Given two simple DataFrames;
left = pd.DataFrame({'col1' : ['A', 'B', 'C'], 'col2' : [1, 2, 3]})
right = pd.DataFrame({'col1' : ['X', 'Y', 'Z'], 'col2' : [20, 30, 50]})
left
col1 col2
0 A 1
1 B 2
2 C 3
right
col1 col2
0 X 20
1 Y 30
2 Z 50
The cross product of these frames can be computed, and will look something like:
A 1 X 20
A 1 Y 30
A 1 Z 50
B 2 X 20
B 2 Y 30
B 2 Z 50
C 3 X 20
C 3 Y 30
C 3 Z 50
What is the most performant method of computing this result?

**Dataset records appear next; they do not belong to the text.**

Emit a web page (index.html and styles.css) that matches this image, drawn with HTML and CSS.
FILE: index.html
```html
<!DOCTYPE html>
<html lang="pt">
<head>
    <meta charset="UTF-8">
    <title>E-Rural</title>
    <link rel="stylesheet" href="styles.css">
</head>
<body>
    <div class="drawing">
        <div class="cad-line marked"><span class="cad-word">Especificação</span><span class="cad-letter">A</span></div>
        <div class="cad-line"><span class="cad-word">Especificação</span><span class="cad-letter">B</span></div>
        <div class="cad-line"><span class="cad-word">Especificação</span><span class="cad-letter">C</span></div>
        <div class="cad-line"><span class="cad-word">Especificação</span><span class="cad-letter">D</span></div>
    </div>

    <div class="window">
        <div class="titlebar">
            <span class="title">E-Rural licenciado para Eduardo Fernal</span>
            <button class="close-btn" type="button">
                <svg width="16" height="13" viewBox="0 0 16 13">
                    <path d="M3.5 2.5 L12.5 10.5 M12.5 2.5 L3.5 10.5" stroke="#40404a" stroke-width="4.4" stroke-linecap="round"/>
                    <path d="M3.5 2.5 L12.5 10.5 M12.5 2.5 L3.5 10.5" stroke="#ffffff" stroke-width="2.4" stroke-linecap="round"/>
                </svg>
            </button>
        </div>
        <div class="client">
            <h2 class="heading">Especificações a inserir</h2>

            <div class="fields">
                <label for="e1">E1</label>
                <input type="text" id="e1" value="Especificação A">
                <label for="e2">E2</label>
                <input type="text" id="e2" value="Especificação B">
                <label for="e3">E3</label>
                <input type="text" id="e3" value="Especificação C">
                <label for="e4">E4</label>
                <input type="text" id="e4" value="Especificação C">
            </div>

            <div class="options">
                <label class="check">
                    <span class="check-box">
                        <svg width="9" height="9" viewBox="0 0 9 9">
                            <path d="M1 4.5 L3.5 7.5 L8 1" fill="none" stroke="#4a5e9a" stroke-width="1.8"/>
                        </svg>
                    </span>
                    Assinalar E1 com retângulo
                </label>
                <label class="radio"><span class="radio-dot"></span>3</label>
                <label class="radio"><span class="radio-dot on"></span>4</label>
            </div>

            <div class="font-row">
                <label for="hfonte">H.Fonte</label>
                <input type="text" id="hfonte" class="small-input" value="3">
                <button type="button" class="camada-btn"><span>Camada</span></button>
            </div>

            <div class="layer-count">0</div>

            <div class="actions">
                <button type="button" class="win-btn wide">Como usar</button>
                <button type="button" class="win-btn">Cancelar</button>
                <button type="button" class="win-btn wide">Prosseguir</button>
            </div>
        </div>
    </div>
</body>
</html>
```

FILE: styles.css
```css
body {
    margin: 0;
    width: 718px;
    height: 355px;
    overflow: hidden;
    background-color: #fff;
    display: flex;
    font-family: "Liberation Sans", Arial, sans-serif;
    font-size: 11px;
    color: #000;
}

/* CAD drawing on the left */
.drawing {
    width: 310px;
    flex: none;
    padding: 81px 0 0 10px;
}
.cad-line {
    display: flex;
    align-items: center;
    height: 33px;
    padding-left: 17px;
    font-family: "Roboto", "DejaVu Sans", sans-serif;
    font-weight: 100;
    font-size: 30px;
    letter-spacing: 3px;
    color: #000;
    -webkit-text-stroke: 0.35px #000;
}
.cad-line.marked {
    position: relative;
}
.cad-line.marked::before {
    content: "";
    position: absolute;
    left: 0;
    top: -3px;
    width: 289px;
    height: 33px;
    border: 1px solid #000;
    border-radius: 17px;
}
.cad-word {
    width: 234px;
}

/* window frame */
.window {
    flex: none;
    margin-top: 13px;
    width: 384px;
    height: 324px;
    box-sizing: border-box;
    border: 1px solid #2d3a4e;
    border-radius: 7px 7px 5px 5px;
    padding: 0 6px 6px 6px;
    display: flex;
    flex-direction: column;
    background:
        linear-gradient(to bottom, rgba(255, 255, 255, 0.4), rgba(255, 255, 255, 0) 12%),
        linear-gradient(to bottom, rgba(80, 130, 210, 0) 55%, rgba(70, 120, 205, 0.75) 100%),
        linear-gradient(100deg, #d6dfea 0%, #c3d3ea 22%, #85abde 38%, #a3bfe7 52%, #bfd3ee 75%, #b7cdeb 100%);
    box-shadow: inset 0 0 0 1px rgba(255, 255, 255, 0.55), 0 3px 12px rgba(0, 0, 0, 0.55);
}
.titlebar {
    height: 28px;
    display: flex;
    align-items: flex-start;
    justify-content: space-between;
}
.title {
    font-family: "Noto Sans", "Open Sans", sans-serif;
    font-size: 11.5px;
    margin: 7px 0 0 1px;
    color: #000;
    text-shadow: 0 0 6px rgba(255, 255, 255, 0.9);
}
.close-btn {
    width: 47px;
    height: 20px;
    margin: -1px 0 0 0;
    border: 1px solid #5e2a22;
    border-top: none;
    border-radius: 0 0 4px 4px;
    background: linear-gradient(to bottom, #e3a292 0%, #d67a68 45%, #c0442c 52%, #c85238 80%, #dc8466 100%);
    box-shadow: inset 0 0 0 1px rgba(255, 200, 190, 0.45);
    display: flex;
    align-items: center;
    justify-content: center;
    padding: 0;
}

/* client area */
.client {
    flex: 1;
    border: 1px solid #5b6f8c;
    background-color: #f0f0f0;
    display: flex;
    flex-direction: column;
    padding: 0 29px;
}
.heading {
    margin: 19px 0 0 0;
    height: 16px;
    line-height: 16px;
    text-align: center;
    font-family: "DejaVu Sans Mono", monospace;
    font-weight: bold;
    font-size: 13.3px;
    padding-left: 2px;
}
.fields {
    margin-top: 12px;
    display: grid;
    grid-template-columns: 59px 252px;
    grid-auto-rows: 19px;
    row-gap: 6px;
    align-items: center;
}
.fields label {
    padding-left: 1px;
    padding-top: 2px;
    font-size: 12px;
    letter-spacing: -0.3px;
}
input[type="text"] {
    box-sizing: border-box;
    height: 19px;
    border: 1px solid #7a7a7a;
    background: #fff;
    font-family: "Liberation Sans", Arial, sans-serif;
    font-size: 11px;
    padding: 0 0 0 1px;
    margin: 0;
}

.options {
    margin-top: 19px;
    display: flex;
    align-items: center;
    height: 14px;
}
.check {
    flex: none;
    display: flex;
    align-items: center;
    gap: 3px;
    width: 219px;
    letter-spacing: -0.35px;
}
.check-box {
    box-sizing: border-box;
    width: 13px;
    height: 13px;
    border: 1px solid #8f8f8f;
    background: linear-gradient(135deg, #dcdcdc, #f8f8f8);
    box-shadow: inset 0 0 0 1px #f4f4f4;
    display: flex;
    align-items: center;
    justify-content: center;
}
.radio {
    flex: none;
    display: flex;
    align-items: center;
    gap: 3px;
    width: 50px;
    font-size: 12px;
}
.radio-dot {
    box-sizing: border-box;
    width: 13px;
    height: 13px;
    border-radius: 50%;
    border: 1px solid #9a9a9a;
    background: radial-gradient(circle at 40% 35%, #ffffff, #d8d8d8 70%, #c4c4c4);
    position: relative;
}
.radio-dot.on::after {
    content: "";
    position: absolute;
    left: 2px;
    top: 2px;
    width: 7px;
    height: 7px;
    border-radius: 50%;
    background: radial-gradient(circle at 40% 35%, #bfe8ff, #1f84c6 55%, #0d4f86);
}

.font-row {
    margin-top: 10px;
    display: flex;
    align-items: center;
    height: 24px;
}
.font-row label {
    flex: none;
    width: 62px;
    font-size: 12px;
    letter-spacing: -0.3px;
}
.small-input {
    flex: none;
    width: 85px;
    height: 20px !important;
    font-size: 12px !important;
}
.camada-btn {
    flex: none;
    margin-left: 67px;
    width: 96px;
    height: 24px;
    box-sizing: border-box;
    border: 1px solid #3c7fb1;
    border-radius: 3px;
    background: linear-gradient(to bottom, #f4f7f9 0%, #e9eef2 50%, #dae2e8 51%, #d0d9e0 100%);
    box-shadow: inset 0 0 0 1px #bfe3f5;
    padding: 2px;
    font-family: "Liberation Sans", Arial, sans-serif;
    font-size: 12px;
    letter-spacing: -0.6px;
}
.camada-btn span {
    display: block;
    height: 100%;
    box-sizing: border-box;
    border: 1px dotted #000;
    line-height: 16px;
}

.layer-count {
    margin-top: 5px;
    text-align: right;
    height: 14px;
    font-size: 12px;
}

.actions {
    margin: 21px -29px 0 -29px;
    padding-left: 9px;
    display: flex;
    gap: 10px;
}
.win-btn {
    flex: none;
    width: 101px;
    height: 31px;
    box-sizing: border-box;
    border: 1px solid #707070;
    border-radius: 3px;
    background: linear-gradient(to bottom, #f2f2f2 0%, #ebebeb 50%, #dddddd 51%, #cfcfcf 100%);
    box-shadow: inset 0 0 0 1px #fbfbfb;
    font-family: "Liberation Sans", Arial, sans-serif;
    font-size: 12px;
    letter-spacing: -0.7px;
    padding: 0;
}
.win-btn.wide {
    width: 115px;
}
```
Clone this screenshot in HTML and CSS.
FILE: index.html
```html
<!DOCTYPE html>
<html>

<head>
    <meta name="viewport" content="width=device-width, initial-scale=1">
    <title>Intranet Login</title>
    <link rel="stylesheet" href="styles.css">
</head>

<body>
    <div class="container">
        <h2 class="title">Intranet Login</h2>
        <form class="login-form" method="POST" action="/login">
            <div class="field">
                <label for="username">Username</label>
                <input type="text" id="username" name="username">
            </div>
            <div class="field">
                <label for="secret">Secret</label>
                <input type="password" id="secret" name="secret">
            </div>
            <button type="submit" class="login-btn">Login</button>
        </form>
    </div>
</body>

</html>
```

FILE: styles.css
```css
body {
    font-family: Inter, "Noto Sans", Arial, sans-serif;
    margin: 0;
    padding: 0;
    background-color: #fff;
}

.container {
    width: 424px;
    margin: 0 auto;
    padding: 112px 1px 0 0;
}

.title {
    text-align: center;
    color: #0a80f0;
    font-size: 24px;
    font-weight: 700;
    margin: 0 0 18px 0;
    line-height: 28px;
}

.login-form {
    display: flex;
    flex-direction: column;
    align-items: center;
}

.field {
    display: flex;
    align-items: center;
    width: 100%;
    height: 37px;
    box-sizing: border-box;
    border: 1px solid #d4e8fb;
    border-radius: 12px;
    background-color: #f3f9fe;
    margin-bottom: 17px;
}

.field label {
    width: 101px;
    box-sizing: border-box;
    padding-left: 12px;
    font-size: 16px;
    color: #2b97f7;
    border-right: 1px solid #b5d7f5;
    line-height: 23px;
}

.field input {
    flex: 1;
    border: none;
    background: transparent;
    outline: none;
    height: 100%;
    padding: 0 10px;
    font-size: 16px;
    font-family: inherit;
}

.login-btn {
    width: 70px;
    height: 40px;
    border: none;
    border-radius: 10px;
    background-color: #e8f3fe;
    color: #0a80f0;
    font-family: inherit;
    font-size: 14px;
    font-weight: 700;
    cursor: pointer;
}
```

Let's start by establishing a benchmark. The easiest method for solving this is using a temporary "key" column:
pandas <= 1.1.X
def cartesian_product_basic(left, right):
return (
left.assign(key=1).merge(right.assign(key=1), on='key').drop('key', 1))
cartesian_product_basic(left, right)
pandas >= 1.2
left.merge(right, how="cross") # implements the technique above
col1_x col2_x col1_y col2_y
0 A 1 X 20
1 A 1 Y 30
2 A 1 Z 50
3 B 2 X 20
4 B 2 Y 30
5 B 2 Z 50
6 C 3 X 20
7 C 3 Y 30
8 C 3 Z 50
How this works is that both DataFrames are assigned a temporary "key" column with the same value (say, 1). merge then performs a many-to-many JOIN on "key".
While the many-to-many JOIN trick works for reasonably sized DataFrames, you will see relatively lower performance on larger data.
A faster implementation will require NumPy. Here are some famous NumPy implementations of 1D cartesian product. We can build on some of these performant solutions to get our desired output. My favourite, however, is #senderle's first implementation.
def cartesian_product(*arrays):
la = len(arrays)
dtype = np.result_type(*arrays)
arr = np.empty([len(a) for a in arrays] + [la], dtype=dtype)
for i, a in enumerate(np.ix_(*arrays)):
arr[...,i] = a
return arr.reshape(-1, la)
Generalizing: CROSS JOIN on Unique or Non-Unique Indexed DataFrames
Disclaimer
These solutions are optimised for DataFrames with non-mixed scalar dtypes. If dealing with mixed dtypes, use at your
own risk!
This trick will work on any kind of DataFrame. We compute the cartesian product of the DataFrames' numeric indices using the aforementioned cartesian_product, use this to reindex the DataFrames, and
def cartesian_product_generalized(left, right):
la, lb = len(left), len(right)
idx = cartesian_product(np.ogrid[:la], np.ogrid[:lb])
return pd.DataFrame(
np.column_stack([left.values[idx[:,0]], right.values[idx[:,1]]]))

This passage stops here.